= Louis Antoine Debrauz de Saldapenna =

Austrian secret diplomat and journalist

Chevalier Louis Antoine Debrauz de Saldapenna (2 June 1811 – 18 January 1871) was an Austrian secret diplomat and journalist, founder and editor of the Mémorial diplomatique, a noted statistical expert of his time and the author of numerous books on politics, law and financial subjects.

== Biography ==

=== Early life: from Trieste to Paris ===

Louis Antoine Debrauz de Saldapenna was born 2 June 1811 as Alois Anton Dobrauz (Slovene: Alojz Dobravec) as the son of the trader Luca Dobrauz and his wife Marie in Trieste, in the former empire of Austria-Hungary (now Italy).

After attending grammar school in Ljubljana (German: Laibach) Alois Dobrauz studied law, initially at the Austrian universities of Graz and Vienna.

On 18 November 1833, he enrolled at the University of Pavia for his third year of studies under the name of Luigi Dobrauz. After having been awarded the title of Dr. iur. he entered the civil service at the criminal and civil court in Milan, but he left in 1837 after his first wife Christine Ponthieure de Berlaere had died in childbed giving birth to his twin sons Joseph and Franz Dobrauz. After this he travelled the Italian peninsula before settling in Paris in 1838 where he married again. His second wife was Denise Eugénie de Sigfeld, the daughter of a high ranking Napoleonic official and officer of the Ordre de la Légion d'Honneur
Around that time he translated his name into French. Alois Anton became Louis Antoine and Dobrauz became Debrauz.

=== Journalist and editor in Paris. Part I (1838–1848) ===

From 1838 onwards Louis Debrauz worked as a journalist and co-editor of Émile de Girardin's journal La Presse. In addition he contributed as the Paris correspondent to such renowned newspapers such as the Augsburger Allgemeine Zeitung, the Vienna Lloyd and The Morning Post.
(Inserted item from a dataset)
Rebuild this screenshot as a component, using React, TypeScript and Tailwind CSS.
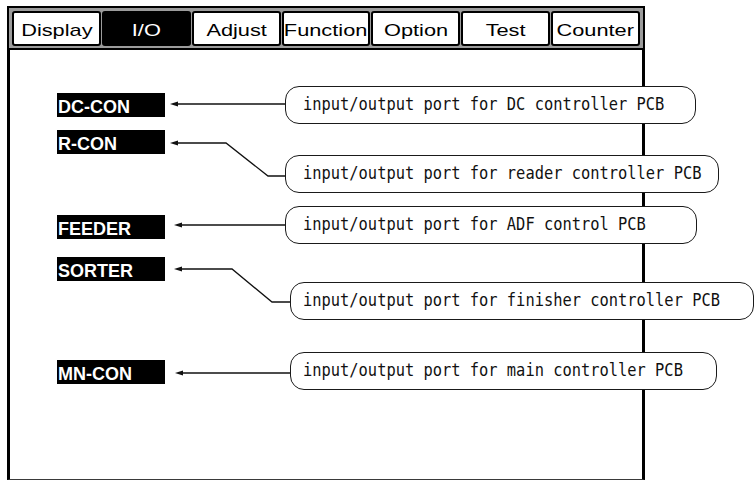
const TABS = ["Display", "I/O", "Adjust", "Function", "Option", "Test", "Counter"];
const ACTIVE_TAB = "I/O";

type Port = {
  label: string;
  labelClass: string;
  text: string;
  bubbleClass: string;
  path: string;
  tip: [number, number];
};

const PORTS: Port[] = [
  {
    label: "DC-CON",
    labelClass: "top-[93px]",
    text: "input/output port for DC controller PCB",
    bubbleClass: "left-[285px] top-[86px] w-[411px] pl-[17px]",
    path: "M176 104 L286 104",
    tip: [170, 104],
  },
  {
    label: "R-CON",
    labelClass: "top-[130px]",
    text: "input/output port for reader controller PCB",
    bubbleClass: "left-[285px] top-[155px] w-[434px] pl-[17px]",
    path: "M176 143 L226 143 L268 176 L286 176",
    tip: [170, 143],
  },
  {
    label: "FEEDER",
    labelClass: "top-[215px]",
    text: "input/output port for ADF control PCB",
    bubbleClass: "left-[285px] top-[206px] w-[412px] pl-[17px]",
    path: "M180 225 L286 225",
    tip: [174, 225],
  },
  {
    label: "SORTER",
    labelClass: "top-[257px]",
    text: "input/output port for finisher controller PCB",
    bubbleClass: "left-[290px] top-[282px] w-[464px] pl-[12px]",
    path: "M180 269 L232 269 L272 302 L291 302",
    tip: [174, 269],
  },
  {
    label: "MN-CON",
    labelClass: "top-[360px]",
    text: "input/output port for main controller PCB",
    bubbleClass: "left-[290px] top-[352px] w-[427px] pl-[12px]",
    path: "M181 373 L291 373",
    tip: [175, 373],
  },
];

function Tab({ name }: { name: string }) {
  const active = name === ACTIVE_TAB;
  return (
    <div
      className={`flex-1 h-[35px] flex items-center justify-center pt-[3px] border-2 border-black rounded-[3px] ${
        active ? "bg-black text-white" : "bg-white text-black"
      }`}
    >
      <span className="inline-block scale-x-[1.28] text-[17px] leading-none font-['Liberation_Sans',Arial,sans-serif]">
        {name}
      </span>
    </div>
  );
}

export default function App() {
  return (
    <div className="relative w-[755px] h-[480px] bg-white overflow-hidden">
      <div className="ml-[7px] pt-[6px] w-[638px]">
        <div className="flex gap-px border-2 border-black bg-[#9c9c9c] px-[3px] pt-[3px] pb-[2px]">
          {TABS.map((t) => (
            <Tab key={t} name={t} />
          ))}
        </div>
        <div className="h-[430px] border-l-[3px] border-r-[3px] border-b border-black border-b-[#3a3a3a]" />
      </div>

      <svg className="absolute inset-0 w-[755px] h-[480px] pointer-events-none" viewBox="0 0 755 480">
        {PORTS.map((p) => (
          <g key={p.label}>
            <path d={p.path} fill="none" stroke="#111" strokeWidth={1.3} />
            <polygon
              points={`${p.tip[0]},${p.tip[1]} ${p.tip[0] + 8},${p.tip[1] - 2.5} ${p.tip[0] + 8},${p.tip[1] + 2.5}`}
              fill="#111"
            />
          </g>
        ))}
      </svg>

      {PORTS.map((p) => (
        <div
          key={p.label}
          className={`absolute left-[57px] w-[108px] h-[24px] pt-[5px] pl-px bg-black text-white text-[18px] leading-none font-bold font-['Liberation_Sans',Arial,sans-serif] ${p.labelClass}`}
        >
          {p.label}
        </div>
      ))}

      {PORTS.map((p) => (
        <div
          key={p.text}
          className={`absolute h-[38px] flex items-center rounded-[14px] border-[1.5px] border-[#1a1a1a] bg-white whitespace-nowrap ${p.bubbleClass}`}
        >
          <span className="inline-block scale-y-[1.2] text-[15.4px] leading-none text-[#111] font-['DejaVu_Sans_Mono','Liberation_Mono',monospace]">
            {p.text}
          </span>
        </div>
      ))}
    </div>
  );
}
When in 1842, following the unexpected death of the French Crown Prince Ferdinand Philippe, Duke of Orléans the question of a potential regency or Régence became a matter of public interest in France, Louis Debrauz published the book "La Question de la régence, exposée d'après les principes du droit et les usages des États constitutionnels de l'Europe".

In 1843 he supported his personal friend Alphonse de Lamartine by anonymously publishing the book "Guizot et Lamartine".

In the following years Louis Debrauz undertook in-depth studies into ways of reforming the French universities and especially their faculties of law. His findings were published in 1845 in the book L'Enseignement supérieur en harmonie avec les besoins de l'État.

In 1848 he supported the Austrian Empire in its conflict with Italy by publishing favourable articles in the international press. Upon request by Prince Felix of Schwarzenberg a collection of these articles was published in 1849 under the title "La Question Italianne".

=== Civil service and secret diplomacy (1849–1853) ===

In 1848 Alois Debrauz was appointed the director of the Austrian general consulate in Paris, headed by his close friend Baron James Mayer de Rothschild. In this capacity he conducted a reorganisation of the Austrian consulates in France and Spain. In the summer of 1853 he also undertook a journey to Spain, Portugal and Morocco aboard the French steam frigate "Newton" to study their respective economic situations. His findings were subsequently published in the 1854 "Mittheilungen auf dem Gebiete der Statistik".

When in 1853 Emperor Napoleon III of France ascended to the throne, Louis Debrauz published his biography entitled "Napoléon III, empereur des français: esquisse biographique". Through his close friendship with the monarch he had been able to obtain all the relevant information directly from him.

Starting in the autumn of 1852 Debrauz sent secret reports from Paris to Baron Carl Friedrich von Kübeck, the president of the Austrian Reichsrat, who forwarded these directly to Emperor Franz Joseph I of Austria. With directive dated 13 November 1853 the emperor authorized this secret line of reporting Via this channel Debrauz communicated on behalf of Emperor Napoleon III the idea of exchanging Austria's Italian provinces for the so-called Danubian Principalities to Vienna.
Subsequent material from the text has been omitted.